### [Data extract]
______________________________
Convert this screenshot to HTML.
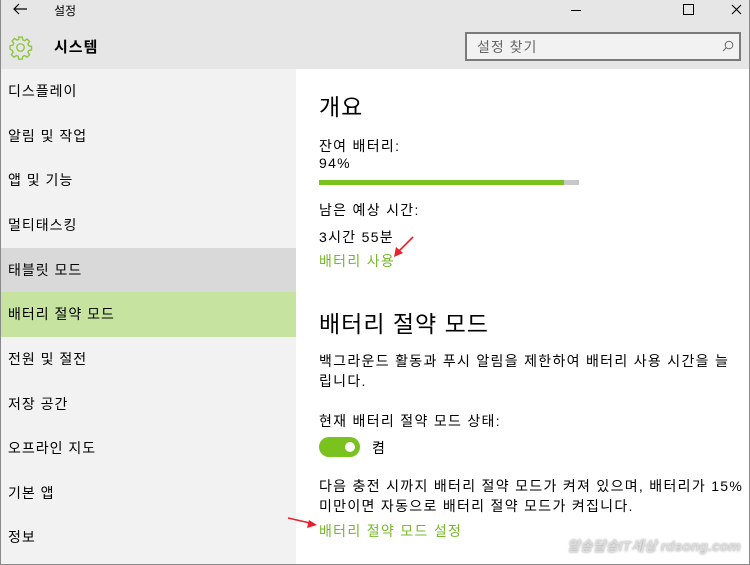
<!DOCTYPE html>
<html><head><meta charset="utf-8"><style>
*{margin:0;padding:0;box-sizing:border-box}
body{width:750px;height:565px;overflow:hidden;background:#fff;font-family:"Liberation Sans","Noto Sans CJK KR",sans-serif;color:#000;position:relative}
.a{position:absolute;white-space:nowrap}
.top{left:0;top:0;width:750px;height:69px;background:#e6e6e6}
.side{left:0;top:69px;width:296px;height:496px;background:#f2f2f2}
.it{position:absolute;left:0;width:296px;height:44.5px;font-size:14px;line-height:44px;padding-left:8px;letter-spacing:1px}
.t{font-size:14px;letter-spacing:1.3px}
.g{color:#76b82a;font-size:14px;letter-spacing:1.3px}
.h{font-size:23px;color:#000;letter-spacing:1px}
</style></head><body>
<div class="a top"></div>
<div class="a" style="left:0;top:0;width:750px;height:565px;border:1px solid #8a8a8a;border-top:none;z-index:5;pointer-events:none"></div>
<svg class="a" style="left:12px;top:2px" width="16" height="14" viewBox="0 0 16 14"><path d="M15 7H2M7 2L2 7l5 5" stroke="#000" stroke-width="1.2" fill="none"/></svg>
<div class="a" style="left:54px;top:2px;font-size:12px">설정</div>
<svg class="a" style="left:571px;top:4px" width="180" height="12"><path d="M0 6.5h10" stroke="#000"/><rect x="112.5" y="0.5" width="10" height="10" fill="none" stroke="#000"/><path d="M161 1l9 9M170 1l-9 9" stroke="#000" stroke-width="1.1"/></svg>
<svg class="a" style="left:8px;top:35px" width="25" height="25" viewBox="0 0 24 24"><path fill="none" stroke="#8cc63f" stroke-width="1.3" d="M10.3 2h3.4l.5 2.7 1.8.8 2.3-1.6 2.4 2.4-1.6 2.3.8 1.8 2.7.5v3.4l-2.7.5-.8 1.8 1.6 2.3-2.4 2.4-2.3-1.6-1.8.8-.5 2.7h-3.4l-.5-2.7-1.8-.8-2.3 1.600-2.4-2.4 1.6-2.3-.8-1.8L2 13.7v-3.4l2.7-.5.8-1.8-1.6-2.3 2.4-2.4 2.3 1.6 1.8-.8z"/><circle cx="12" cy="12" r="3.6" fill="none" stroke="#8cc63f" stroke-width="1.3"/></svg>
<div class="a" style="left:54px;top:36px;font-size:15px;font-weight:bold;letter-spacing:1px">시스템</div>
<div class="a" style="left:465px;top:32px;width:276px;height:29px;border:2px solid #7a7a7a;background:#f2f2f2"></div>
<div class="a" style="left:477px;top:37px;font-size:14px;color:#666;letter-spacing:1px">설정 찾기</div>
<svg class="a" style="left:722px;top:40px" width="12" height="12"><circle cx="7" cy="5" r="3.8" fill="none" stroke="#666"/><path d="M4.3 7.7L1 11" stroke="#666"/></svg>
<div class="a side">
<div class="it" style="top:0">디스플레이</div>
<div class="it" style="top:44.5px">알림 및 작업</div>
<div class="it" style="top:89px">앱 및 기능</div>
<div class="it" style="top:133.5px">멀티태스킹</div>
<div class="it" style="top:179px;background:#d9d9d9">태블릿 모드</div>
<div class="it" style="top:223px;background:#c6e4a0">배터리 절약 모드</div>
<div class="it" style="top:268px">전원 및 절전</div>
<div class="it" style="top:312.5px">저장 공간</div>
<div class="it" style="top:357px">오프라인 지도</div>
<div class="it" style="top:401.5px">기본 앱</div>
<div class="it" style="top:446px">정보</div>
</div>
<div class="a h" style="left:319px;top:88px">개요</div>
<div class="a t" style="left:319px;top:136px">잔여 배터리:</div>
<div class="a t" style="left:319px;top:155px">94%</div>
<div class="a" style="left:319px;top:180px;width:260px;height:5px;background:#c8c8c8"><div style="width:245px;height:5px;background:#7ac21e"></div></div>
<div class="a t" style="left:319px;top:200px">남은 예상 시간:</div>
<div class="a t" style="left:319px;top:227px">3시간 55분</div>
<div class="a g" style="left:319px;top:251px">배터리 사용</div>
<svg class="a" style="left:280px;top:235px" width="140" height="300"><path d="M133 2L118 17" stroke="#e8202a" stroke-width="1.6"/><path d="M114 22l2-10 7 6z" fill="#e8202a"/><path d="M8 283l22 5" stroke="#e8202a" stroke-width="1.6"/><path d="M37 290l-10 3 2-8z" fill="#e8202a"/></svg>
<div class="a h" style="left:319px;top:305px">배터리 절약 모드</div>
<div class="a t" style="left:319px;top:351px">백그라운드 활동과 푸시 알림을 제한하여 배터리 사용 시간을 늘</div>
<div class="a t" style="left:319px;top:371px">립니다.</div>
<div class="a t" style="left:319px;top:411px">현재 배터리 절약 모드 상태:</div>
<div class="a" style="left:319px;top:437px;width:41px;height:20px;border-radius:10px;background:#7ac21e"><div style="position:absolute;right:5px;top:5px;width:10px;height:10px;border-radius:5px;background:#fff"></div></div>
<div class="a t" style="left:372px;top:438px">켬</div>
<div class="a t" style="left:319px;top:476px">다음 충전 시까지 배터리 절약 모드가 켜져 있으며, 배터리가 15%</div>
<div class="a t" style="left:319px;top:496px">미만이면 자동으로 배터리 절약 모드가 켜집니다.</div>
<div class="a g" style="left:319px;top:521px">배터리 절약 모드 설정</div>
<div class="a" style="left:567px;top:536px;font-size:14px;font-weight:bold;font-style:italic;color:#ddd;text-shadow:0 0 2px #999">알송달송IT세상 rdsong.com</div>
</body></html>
______________________________
### [What the exercise asks]
Transcribe the whole listing exactly. Pictures are excluded.

### [Output for this exercise]
Convert this screenshot to HTML.
<!DOCTYPE html>
<html><head><meta charset="utf-8"><style>
*{margin:0;padding:0;box-sizing:border-box}
body{width:750px;height:565px;overflow:hidden;background:#fff;font-family:"Liberation Sans","Noto Sans CJK KR",sans-serif;color:#000;position:relative}
.a{position:absolute;white-space:nowrap}
.top{left:0;top:0;width:750px;height:69px;background:#e6e6e6}
.side{left:0;top:69px;width:296px;height:496px;background:#f2f2f2}
.it{position:absolute;left:0;width:296px;height:44.5px;font-size:14px;line-height:44px;padding-left:8px;letter-spacing:1px}
.t{font-size:14px;letter-spacing:1.3px}
.g{color:#76b82a;font-size:14px;letter-spacing:1.3px}
.h{font-size:23px;color:#000;letter-spacing:1px}
</style></head><body>
<div class="a top"></div>
<div class="a" style="left:0;top:0;width:750px;height:565px;border:1px solid #8a8a8a;border-top:none;z-index:5;pointer-events:none"></div>
<svg class="a" style="left:12px;top:2px" width="16" height="14" viewBox="0 0 16 14"><path d="M15 7H2M7 2L2 7l5 5" stroke="#000" stroke-width="1.2" fill="none"/></svg>
<div class="a" style="left:54px;top:2px;font-size:12px">설정</div>
<svg class="a" style="left:571px;top:4px" width="180" height="12"><path d="M0 6.5h10" stroke="#000"/><rect x="112.5" y="0.5" width="10" height="10" fill="none" stroke="#000"/><path d="M161 1l9 9M170 1l-9 9" stroke="#000" stroke-width="1.1"/></svg>
<svg class="a" style="left:8px;top:35px" width="25" height="25" viewBox="0 0 24 24"><path fill="none" stroke="#8cc63f" stroke-width="1.3" d="M10.3 2h3.4l.5 2.7 1.8.8 2.3-1.6 2.4 2.4-1.6 2.3.8 1.8 2.7.5v3.4l-2.7.5-.8 1.8 1.6 2.3-2.4 2.4-2.3-1.6-1.8.8-.5 2.7h-3.4l-.5-2.7-1.8-.8-2.3 1.600-2.4-2.4 1.6-2.3-.8-1.8L2 13.7v-3.4l2.7-.5.8-1.8-1.6-2.3 2.4-2.4 2.3 1.6 1.8-.8z"/><circle cx="12" cy="12" r="3.6" fill="none" stroke="#8cc63f" stroke-width="1.3"/></svg>
<div class="a" style="left:54px;top:36px;font-size:15px;font-weight:bold;letter-spacing:1px">시스템</div>
<div class="a" style="left:465px;top:32px;width:276px;height:29px;border:2px solid #7a7a7a;background:#f2f2f2"></div>
<div class="a" style="left:477px;top:37px;font-size:14px;color:#666;letter-spacing:1px">설정 찾기</div>
<svg class="a" style="left:722px;top:40px" width="12" height="12"><circle cx="7" cy="5" r="3.8" fill="none" stroke="#666"/><path d="M4.3 7.7L1 11" stroke="#666"/></svg>
<div class="a side">
<div class="it" style="top:0">디스플레이</div>
<div class="it" style="top:44.5px">알림 및 작업</div>
<div class="it" style="top:89px">앱 및 기능</div>
<div class="it" style="top:133.5px">멀티태스킹</div>
<div class="it" style="top:179px;background:#d9d9d9">태블릿 모드</div>
<div class="it" style="top:223px;background:#c6e4a0">배터리 절약 모드</div>
<div class="it" style="top:268px">전원 및 절전</div>
<div class="it" style="top:312.5px">저장 공간</div>
<div class="it" style="top:357px">오프라인 지도</div>
<div class="it" style="top:401.5px">기본 앱</div>
<div class="it" style="top:446px">정보</div>
</div>
<div class="a h" style="left:319px;top:88px">개요</div>
<div class="a t" style="left:319px;top:136px">잔여 배터리:</div>
<div class="a t" style="left:319px;top:155px">94%</div>
<div class="a" style="left:319px;top:180px;width:260px;height:5px;background:#c8c8c8"><div style="width:245px;height:5px;background:#7ac21e"></div></div>
<div class="a t" style="left:319px;top:200px">남은 예상 시간:</div>
<div class="a t" style="left:319px;top:227px">3시간 55분</div>
<div class="a g" style="left:319px;top:251px">배터리 사용</div>
<svg class="a" style="left:280px;top:235px" width="140" height="300"><path d="M133 2L118 17" stroke="#e8202a" stroke-width="1.6"/><path d="M114 22l2-10 7 6z" fill="#e8202a"/><path d="M8 283l22 5" stroke="#e8202a" stroke-width="1.6"/><path d="M37 290l-10 3 2-8z" fill="#e8202a"/></svg>
<div class="a h" style="left:319px;top:305px">배터리 절약 모드</div>
<div class="a t" style="left:319px;top:351px">백그라운드 활동과 푸시 알림을 제한하여 배터리 사용 시간을 늘</div>
<div class="a t" style="left:319px;top:371px">립니다.</div>
<div class="a t" style="left:319px;top:411px">현재 배터리 절약 모드 상태:</div>
<div class="a" style="left:319px;top:437px;width:41px;height:20px;border-radius:10px;background:#7ac21e"><div style="position:absolute;right:5px;top:5px;width:10px;height:10px;border-radius:5px;background:#fff"></div></div>
<div class="a t" style="left:372px;top:438px">켬</div>
<div class="a t" style="left:319px;top:476px">다음 충전 시까지 배터리 절약 모드가 켜져 있으며, 배터리가 15%</div>
<div class="a t" style="left:319px;top:496px">미만이면 자동으로 배터리 절약 모드가 켜집니다.</div>
<div class="a g" style="left:319px;top:521px">배터리 절약 모드 설정</div>
<div class="a" style="left:567px;top:536px;font-size:14px;font-weight:bold;font-style:italic;color:#ddd;text-shadow:0 0 2px #999">알송달송IT세상 rdsong.com</div>
</body></html>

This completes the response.